Jeremy Clarke Jeremy Clarke

The joy of red wine

Pretty much overnight, I have developed a taste for it — and life has become easier

(Photo by Chris J Ratcliffe/Getty Images)

Everything is happening so fast. First we were put under a night curfew. A few days later M. Macron announced another lockdown. Then, pretty much overnight, I developed a taste for red wine. The Damascene conversion was a bottle of Clos de l’Ours, a local vineyard. It was pricey admittedly, even when bought direct from the vigneron’s shop, but it was a gateway. Now I’m guzzling red.

It’s like finally liking sausages after a lifetime’s aversion. The suddenness and completeness of the conversion I can only put down to an organic deterioration in the brain. Old age, perhaps. Or years of drinking this unpretentious, paralysing brand of gin that is found on French supermarket shelves: it’s called ‘GIN’.

Red wine people don’t get pissed, they are beatified

Saying yes to red makes life easier. Once they recognise a fellow capitulator at the table, red wine people slosh it into your glass without asking. I like that. Red wine people don’t talk endlessly about what they are going to have. Red wine people don’t bore on about loving wine in the same way that hacks never bore on about loving literature. The subject doesn’t come up because it’s taken as read.
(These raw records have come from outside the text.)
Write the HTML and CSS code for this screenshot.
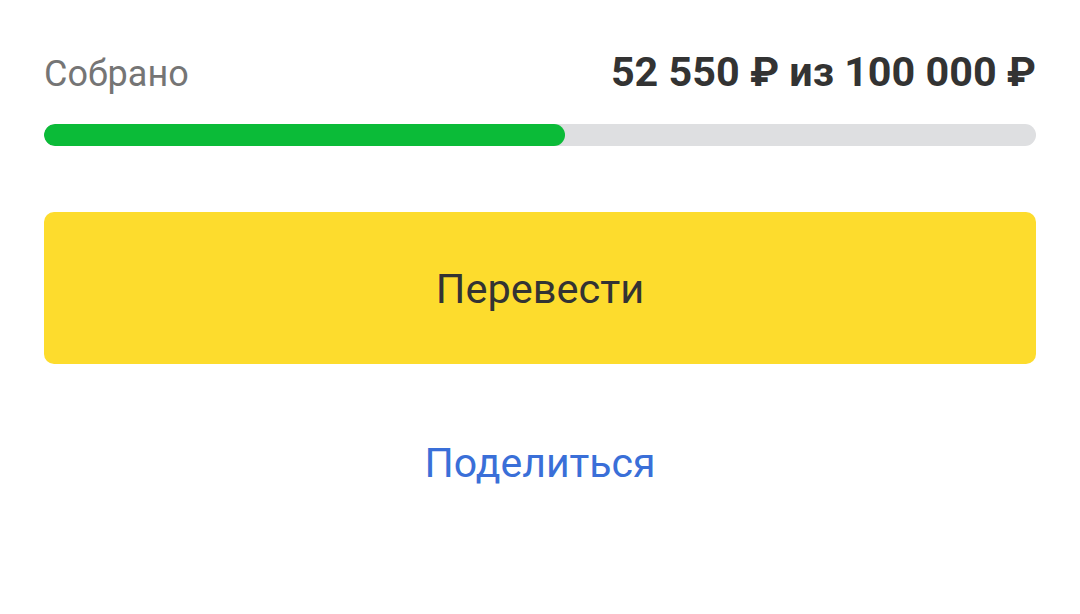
FILE: index.html
```html
<!DOCTYPE html>
<html lang="ru">
<head>
<meta charset="utf-8">
<link rel="stylesheet" href="styles.css">
</head>
<body>
<div class="card">
  <div class="row">
    <span class="label">Собрано</span>
    <span class="amount">52 550 ₽ из 100 000 ₽</span>
  </div>
  <div class="track"><div class="fill" style="width:52.55%"></div></div>
  <button class="pay">Перевести</button>
  <div class="share">Поделиться</div>
</div>
</body>
</html>
```

FILE: styles.css
```css
html, body { margin: 0; padding: 0; background: #fff; }
body { font-family: Roboto, "Noto Sans", sans-serif; width: 1080px; height: 614px; overflow: hidden; }
.card { padding: 48px 44px 0 44px; display: flex; flex-direction: column; }
.row { display: flex; justify-content: space-between; align-items: baseline; height: 52px; }
.label { font-size: 36px; color: #757575; }
.amount { font-size: 41.3px; font-weight: 700; color: #333; }
.track { margin-top: 24px; height: 22px; border-radius: 11px; background: #dedfe1; overflow: hidden; }
.fill { height: 100%; background: #0bbb38; border-radius: 11px; }
.pay { margin-top: 66px; height: 152px; border: none; border-radius: 10px; background: #fddc2d; font-family: inherit; font-size: 41.5px; color: #333; padding: 0; }
.share { margin-top: 75px; text-align: center; font-size: 41px; color: #3a6fd8; }
```
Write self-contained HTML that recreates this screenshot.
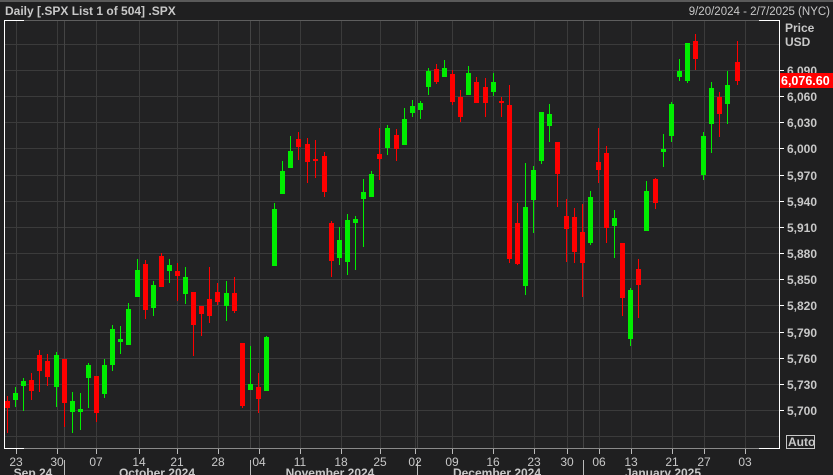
<!DOCTYPE html>
<html><head><meta charset="utf-8"><style>
html,body{margin:0;padding:0;background:#1f1f20;width:833px;height:475px;overflow:hidden}
svg{display:block}
text{font-family:"Liberation Sans",sans-serif;fill:#c8c8c8}
</style></head><body>
<svg id="s" width="833" height="475" xmlns="http://www.w3.org/2000/svg">
<rect x="0" y="0" width="833" height="475" fill="#1f1f20"/>
<rect x="0" y="0" width="833" height="2" fill="#5a5a5a"/>
<rect x="4" y="20" width="775" height="428" fill="#222223"/>
<g id="grid" stroke="#3b3b3b" stroke-width="1"></g>
<g id="c"></g>
<line x1="4" y1="20.5" x2="779" y2="20.5" stroke="#5e5e5e"/>
<line x1="4" y1="448.5" x2="779" y2="448.5" stroke="#8a8a8a"/>
<line x1="4.5" y1="20" x2="4.5" y2="448" stroke="#ffffff"/>
<line x1="4" y1="20.5" x2="24" y2="20.5" stroke="#ffffff"/>
<line x1="4" y1="448.5" x2="24" y2="448.5" stroke="#ffffff"/>
<line x1="759" y1="20.5" x2="779" y2="20.5" stroke="#ffffff"/>
<line x1="759" y1="448.5" x2="779" y2="448.5" stroke="#ffffff"/>
<line x1="779.5" y1="20" x2="779.5" y2="449" stroke="#ffffff"/>
<text x="5" y="15" font-size="12" font-weight="bold" fill="#c0c0c0">Daily [.SPX List 1 of 504] .SPX</text>
<text x="830" y="15" font-size="11.5" text-anchor="end" fill="#b8b8b8">9/20/2024 - 2/7/2025 (NYC)</text>
<text x="785" y="32" font-size="12" font-weight="bold">Price</text>
<text x="785" y="46" font-size="12" font-weight="bold">USD</text>
<g id="ax"></g>
<rect x="780" y="73" width="53" height="15" fill="#ff0000"/>
<text x="781" y="85" font-size="12.5" font-weight="bold" fill="#ffffff" style="fill:#fff">6,076.60</text>
<rect x="786.5" y="435.5" width="28" height="13" fill="none" stroke="#c8c8c8"/>
<text x="788" y="446" font-size="12" font-weight="bold">Auto</text>
</svg>
<script>
var NS="http://www.w3.org/2000/svg";
function el(p,t,a,txt){var e=document.createElementNS(NS,t);for(var k in a)e.setAttribute(k,a[k]);if(txt)e.textContent=txt;document.getElementById(p).appendChild(e);return e;}
var prices=["6,090","6,060","6,030","6,000","5,970","5,940","5,910","5,880","5,850","5,820","5,790","5,760","5,730","5,700"];
for(var i=0;i<15;i++){var y=Math.round(70+i*26.15)+0.5;el("grid","line",{x1:4,y1:y,x2:779,y2:y});
 if(i<14){el("ax","line",{x1:779,y1:y,x2:784,y2:y,stroke:"#fff"});el("ax","text",{x:787,y:y+4.5,"font-size":12,"font-weight":"bold"},prices[i]);}}
el("grid","line",{x1:4,y1:44.5,x2:779,y2:44.5});
var dx=[16,57,96,139,177,218,259,300,341,380,415,452,493,534,567,599,631,672,704,745];
var dl=["23","30","07","14","21","28","04","11","18","25","02","09","16","23","30","06","13","21","27","03"];
for(var i=0;i<dx.length;i++){var x=dx[i]+0.5;el("grid","line",{x1:x,y1:20,x2:x,y2:448});
 el("ax","line",{x1:x,y1:449,x2:x,y2:454,stroke:"#bbb"});el("ax","text",{x:dx[i],y:466,"font-size":12,"text-anchor":"middle"},dl[i]);}
[64,250,417,583].forEach(function(x){el("grid","line",{x1:x+0.5,y1:20,x2:x+0.5,y2:448,stroke:"#444"});el("ax","line",{x1:x+0.5,y1:460,x2:x+0.5,y2:475,stroke:"#bbb"});});
[["Sep 24",33],["October 2024",157],["November 2024",330],["December 2024",497],["January 2025",663]].forEach(function(m){el("ax","text",{x:m[1],y:477,"font-size":12,"font-weight":"bold","text-anchor":"middle"},m[0]);});
var d=[
[7,396,433,401,408,0],[15,387,407,393,400,1],[23,378,411,381,386,1],[31,373,400,380,391,0],[39,350,392,355,371,0],[47,354,386,361,377,0],[56,352,407,355,387,1],[64,359,427,359,403,0],[72,392,433,401,412,1],[80,393,430,409,412,1],[88,363,408,365,378,1],[96,376,422,376,413,0],[104,359,398,365,394,1],[112,325,371,329,365,1],[120,326,354,339,342,1],[128,303,345,309,345,1],[137,259,297,270,297,1],[145,260,319,264,310,0],[153,281,316,285,308,1],[161,253,287,256,287,0],[169,259,283,265,271,1],[177,263,301,271,276,0],[185,267,304,277,294,1],[193,292,356,292,325,0],[201,306,336,306,314,0],[209,267,323,299,316,0],[217,283,305,292,302,0],[226,281,321,293,306,1],[234,277,313,293,311,0],[242,343,408,343,406,0],[250,346,390,384,390,1],[258,373,413,387,399,0],[266,336,391,337,391,1],
[274,203,266,209,266,1],[282,161,194,171,194,1],[290,136,168,151,168,1],[298,132,160,139,147,0],[307,138,183,144,162,0],[315,140,178,159,161,0],[324,152,197,156,192,0],[331,221,277,223,261,0],[339,227,265,240,258,1],[347,214,275,220,262,1],[355,216,270,219,223,1],[363,179,247,192,199,1],[371,171,197,174,197,1],[379,128,180,154,159,0],[387,125,155,128,148,1],[396,129,161,135,149,0],[404,108,145,119,145,1],[412,100,117,106,113,1],[420,101,119,103,110,1],[428,68,95,71,87,1],[436,64,84,69,82,0],[444,60,77,68,77,1],[452,70,105,74,102,0],[460,90,122,97,117,0],[468,66,95,73,95,1],[476,77,103,82,103,0],[485,78,117,87,103,0],[493,73,96,82,92,1],[501,97,117,101,103,0],[509,85,263,105,259,0],[517,203,265,223,264,0],
[525,163,295,207,286,1],[533,166,233,170,200,1],[541,112,164,112,161,1],[549,104,142,114,126,1],[557,142,207,142,174,0],[566,199,262,216,229,0],[574,208,263,217,252,0],[582,204,297,232,263,0],[590,191,245,197,243,1],[598,128,183,162,170,0],[606,146,243,153,228,0],[614,210,258,218,226,1],[622,243,316,243,298,0],[630,288,346,290,339,1],[638,259,318,269,285,0],[646,181,231,191,231,1],[655,178,209,179,203,0],[663,134,167,149,152,1],[671,102,142,104,136,1],[679,59,81,71,77,1],[687,43,83,43,81,1],[695,34,70,41,59,0],[703,132,180,136,175,1],[711,82,153,88,124,1],[719,92,137,97,114,0],[727,71,124,85,104,1],[737,41,85,62,81,0]];
d.forEach(function(c){var col=c[5]?"#00ee00":"#ff0000";
 el("c","rect",{x:c[0],y:c[1],width:1,height:c[2]-c[1],fill:col});
 el("c","rect",{x:c[0]-2,y:c[3],width:5,height:Math.max(2,c[4]-c[3]),fill:col});});
</script>
</body></html>
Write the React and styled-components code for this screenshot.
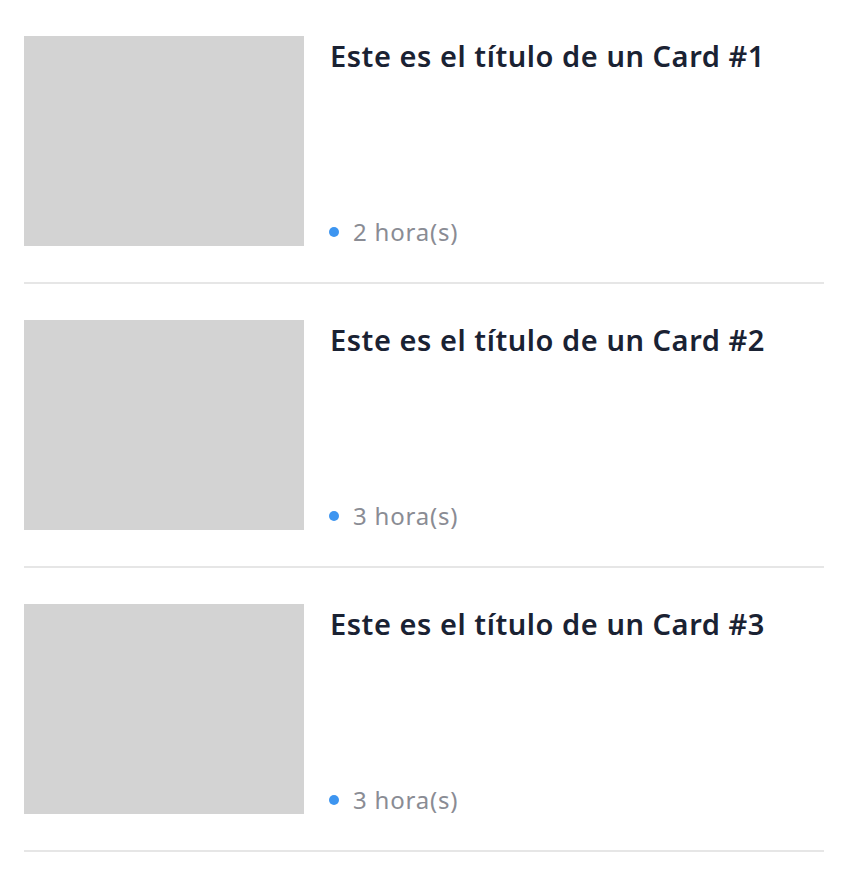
import React from "react";
import styled, { createGlobalStyle } from "styled-components";

const GlobalStyle = createGlobalStyle`
  body {
    margin: 0;
    background: #ffffff;
    font-family: "Noto Sans", "Open Sans", sans-serif;
  }
`;

const cards = [
  { id: 1, title: "Este es el título de un Card #1", time: "2 hora(s)" },
  { id: 2, title: "Este es el título de un Card #2", time: "3 hora(s)" },
  { id: 3, title: "Este es el título de un Card #3", time: "3 hora(s)" },
];

const App = () => {
  return (
    <>
      <GlobalStyle />
      <List>
        {cards.map((card) => (
          <Card key={card.id}>
            <Thumb />
            <Body>
              <Title>{card.title}</Title>
              <Meta>
                <Dot />
                {card.time}
              </Meta>
            </Body>
          </Card>
        ))}
      </List>
    </>
  );
};

export default App;

const List = styled.div`
  padding: 0 24px;
`;

const Card = styled.div`
  display: flex;
  gap: 26px;
  padding: 36px 0;
  border-bottom: 2px solid #e6e6e6;
`;

const Thumb = styled.div`
  width: 280px;
  height: 210px;
  flex-shrink: 0;
  background: #d3d3d3;
`;

const Body = styled.div`
  display: flex;
  flex-direction: column;
  justify-content: space-between;
  flex: 1;
`;

const Title = styled.h3`
  margin: 2px 0 0;
  font-size: 29px;
  font-weight: 600;
  letter-spacing: 0.55px;
  line-height: 36px;
  color: #1a2233;
`;

const Meta = styled.div`
  display: flex;
  align-items: center;
  gap: 14px;
  margin-left: -1px;
  margin-bottom: -2px;
  font-size: 24px;
  letter-spacing: 0.8px;
  line-height: 32px;
  color: #8a8c94;
`;

const Dot = styled.span`
  width: 10px;
  height: 10px;
  border-radius: 50%;
  background: #3d95f0;
`;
Red wine people have decided they need look no further. Red wine people don’t sip, they knock it back. Red wine people don’t get pissed, they are beatified. The Provençals hereabouts don’t like white wine because, they say, it gives them a headache. Therefore red wine people, even those who have chosen to remain English, are assimilated.

Not a fortnight into my rebirth as a late-stage wino, however, there was yet another dramatic alteration in the tempo and quality of our days. Already I can barely remember a time when I didn’t drink red wine.